* Start DATA LINES *
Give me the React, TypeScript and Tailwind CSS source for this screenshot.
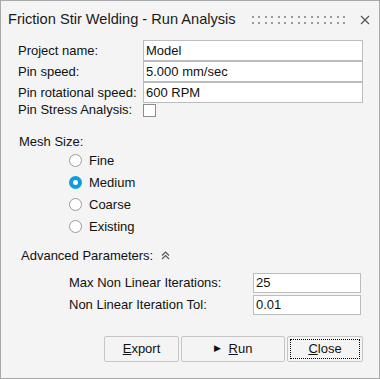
import { ReactNode } from 'react'

const font = { fontFamily: '"Liberation Sans", Arial, sans-serif' }

function Field({ label, value }: { label: string; value: string }) {
  return (
    <div className="flex h-[21px] items-center">
      <span className="w-[125px] shrink-0">{label}</span>
      <div className="flex h-[21px] flex-1 items-center border border-[#bcbcbc] bg-white px-[2px]">
        {value}
      </div>
    </div>
  )
}

function Radio({ label, checked }: { label: string; checked?: boolean }) {
  return (
    <div className="flex h-[22px] items-center gap-[7px] pl-[51px]">
      {checked ? (
        <span className="flex h-[13px] w-[13px] items-center justify-center rounded-full bg-[#0f9be0]">
          <span className="h-[5px] w-[5px] rounded-full bg-white" />
        </span>
      ) : (
        <span className="h-[13px] w-[13px] rounded-full border border-[#9a9a9a] bg-white" />
      )}
      <span>{label}</span>
    </div>
  )
}

function Btn({ children, width, focus }: { children: ReactNode; width: string; focus?: boolean }) {
  return (
    <button
      type="button"
      className={`flex h-[26px] ${width} items-center justify-center rounded-[2px] border border-[#c6c6c6] bg-[#f4f4f4] p-[2px]`}
    >
      <span
        className={`flex h-full w-full items-center justify-center ${focus ? 'border border-dotted border-black' : ''}`}
      >
        {children}
      </span>
    </button>
  )
}

export default function App() {
  return (
    <div
      className="flex h-[379px] w-[380px] flex-col border border-[#a8a8a8] bg-[#f4f4f4] text-[13px] text-[#111]"
      style={font}
    >
      <header className="flex h-[38px] items-center pl-[7px] pr-[9px]">
        <span className="text-[14.6px] text-[#1a1a1a]">Friction Stir Welding - Run Analysis</span>
        <div className="ml-[16px] grid flex-1 grid-cols-[repeat(15,1fr)] gap-y-[4px] pr-[10px]">
          {Array.from({ length: 30 }).map((_, i) => (
            <span key={i} className="h-[2px] w-[2px] bg-[#9a9a9a]" />
          ))}
        </div>
        <svg width="10" height="10" viewBox="0 0 10 10" className="text-[#555]">
          <path d="M1 1L9 9M9 1L1 9" stroke="currentColor" strokeWidth="1.2" />
        </svg>
      </header>

      <main className="flex flex-1 flex-col pl-[17px] pr-[16px]">
        <div className="mt-[1px] flex flex-col">
          <Field label="Project name:" value="Model" />
          <Field label="Pin speed:" value="5.000 mm/sec" />
          <Field label="Pin rotational speed:" value="600 RPM" />
          <div className="flex h-[14px] items-center">
            <span className="w-[125px] shrink-0">Pin Stress Analysis:</span>
            <span className="h-[13px] w-[13px] border border-[#8c8c8c] bg-white" />
          </div>
        </div>

        <div className="mt-[15px] pl-[1px]">Mesh Size:</div>
        <div className="mt-[-2px] flex flex-col">
          <Radio label="Fine" />
          <Radio label="Medium" checked />
          <Radio label="Coarse" />
          <Radio label="Existing" />
        </div>

        <div className="mt-[8px] flex items-center gap-[8px] pl-[3px]">
          <span>Advanced Parameters:</span>
          <svg width="9" height="9" viewBox="0 0 9 9" className="text-[#555]">
            <path d="M1 4.5L4.5 1L8 4.5M1 8L4.5 4.5L8 8" fill="none" stroke="currentColor" strokeWidth="1.1" />
          </svg>
        </div>

        <div className="mt-[8px] flex flex-col gap-[2px] pl-[51px] pr-[2px]">
          <div className="flex h-[20px] items-center">
            <span className="w-[184px] shrink-0">Max Non Linear Iterations:</span>
            <div className="flex h-[20px] flex-1 items-center border border-[#bcbcbc] bg-white px-[2px]">25</div>
          </div>
          <div className="flex h-[20px] items-center">
            <span className="w-[184px] shrink-0">Non Linear Iteration Tol:</span>
            <div className="flex h-[20px] flex-1 items-center border border-[#bcbcbc] bg-white px-[2px]">0.01</div>
          </div>
        </div>

        <div className="mt-[21px] flex justify-end gap-[2px] pr-0">
          <Btn width="w-[75px]">
            <span><u>E</u>xport</span>
          </Btn>
          <Btn width="w-[104px]">
            <span className="mr-[8px] text-[9px]">▶</span>
            <span><u>R</u>un</span>
          </Btn>
          <Btn width="w-[76px]" focus>
            <span><u>C</u>lose</span>
          </Btn>
        </div>
      </main>
    </div>
  )
}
* End DATA LINES *
• **GIVEN EXERCISE**: From the listing, extract all text exactly as given and drop any picture.

• **OUTPUT OF THE TASK**:
Give me the React, TypeScript and Tailwind CSS source for this screenshot.
import { ReactNode } from 'react'

const font = { fontFamily: '"Liberation Sans", Arial, sans-serif' }

function Field({ label, value }: { label: string; value: string }) {
  return (
    <div className="flex h-[21px] items-center">
      <span className="w-[125px] shrink-0">{label}</span>
      <div className="flex h-[21px] flex-1 items-center border border-[#bcbcbc] bg-white px-[2px]">
        {value}
      </div>
    </div>
  )
}

function Radio({ label, checked }: { label: string; checked?: boolean }) {
  return (
    <div className="flex h-[22px] items-center gap-[7px] pl-[51px]">
      {checked ? (
        <span className="flex h-[13px] w-[13px] items-center justify-center rounded-full bg-[#0f9be0]">
          <span className="h-[5px] w-[5px] rounded-full bg-white" />
        </span>
      ) : (
        <span className="h-[13px] w-[13px] rounded-full border border-[#9a9a9a] bg-white" />
      )}
      <span>{label}</span>
    </div>
  )
}

function Btn({ children, width, focus }: { children: ReactNode; width: string; focus?: boolean }) {
  return (
    <button
      type="button"
      className={`flex h-[26px] ${width} items-center justify-center rounded-[2px] border border-[#c6c6c6] bg-[#f4f4f4] p-[2px]`}
    >
      <span
        className={`flex h-full w-full items-center justify-center ${focus ? 'border border-dotted border-black' : ''}`}
      >
        {children}
      </span>
    </button>
  )
}

export default function App() {
  return (
    <div
      className="flex h-[379px] w-[380px] flex-col border border-[#a8a8a8] bg-[#f4f4f4] text-[13px] text-[#111]"
      style={font}
    >
      <header className="flex h-[38px] items-center pl-[7px] pr-[9px]">
        <span className="text-[14.6px] text-[#1a1a1a]">Friction Stir Welding - Run Analysis</span>
        <div className="ml-[16px] grid flex-1 grid-cols-[repeat(15,1fr)] gap-y-[4px] pr-[10px]">
          {Array.from({ length: 30 }).map((_, i) => (
            <span key={i} className="h-[2px] w-[2px] bg-[#9a9a9a]" />
          ))}
        </div>
        <svg width="10" height="10" viewBox="0 0 10 10" className="text-[#555]">
          <path d="M1 1L9 9M9 1L1 9" stroke="currentColor" strokeWidth="1.2" />
        </svg>
      </header>

      <main className="flex flex-1 flex-col pl-[17px] pr-[16px]">
        <div className="mt-[1px] flex flex-col">
          <Field label="Project name:" value="Model" />
          <Field label="Pin speed:" value="5.000 mm/sec" />
          <Field label="Pin rotational speed:" value="600 RPM" />
          <div className="flex h-[14px] items-center">
            <span className="w-[125px] shrink-0">Pin Stress Analysis:</span>
            <span className="h-[13px] w-[13px] border border-[#8c8c8c] bg-white" />
          </div>
        </div>

        <div className="mt-[15px] pl-[1px]">Mesh Size:</div>
        <div className="mt-[-2px] flex flex-col">
          <Radio label="Fine" />
          <Radio label="Medium" checked />
          <Radio label="Coarse" />
          <Radio label="Existing" />
        </div>

        <div className="mt-[8px] flex items-center gap-[8px] pl-[3px]">
          <span>Advanced Parameters:</span>
          <svg width="9" height="9" viewBox="0 0 9 9" className="text-[#555]">
            <path d="M1 4.5L4.5 1L8 4.5M1 8L4.5 4.5L8 8" fill="none" stroke="currentColor" strokeWidth="1.1" />
          </svg>
        </div>

        <div className="mt-[8px] flex flex-col gap-[2px] pl-[51px] pr-[2px]">
          <div className="flex h-[20px] items-center">
            <span className="w-[184px] shrink-0">Max Non Linear Iterations:</span>
            <div className="flex h-[20px] flex-1 items-center border border-[#bcbcbc] bg-white px-[2px]">25</div>
          </div>
          <div className="flex h-[20px] items-center">
            <span className="w-[184px] shrink-0">Non Linear Iteration Tol:</span>
            <div className="flex h-[20px] flex-1 items-center border border-[#bcbcbc] bg-white px-[2px]">0.01</div>
          </div>
        </div>

        <div className="mt-[21px] flex justify-end gap-[2px] pr-0">
          <Btn width="w-[75px]">
            <span><u>E</u>xport</span>
          </Btn>
          <Btn width="w-[104px]">
            <span className="mr-[8px] text-[9px]">▶</span>
            <span><u>R</u>un</span>
          </Btn>
          <Btn width="w-[76px]" focus>
            <span><u>C</u>lose</span>
          </Btn>
        </div>
      </main>
    </div>
  )
}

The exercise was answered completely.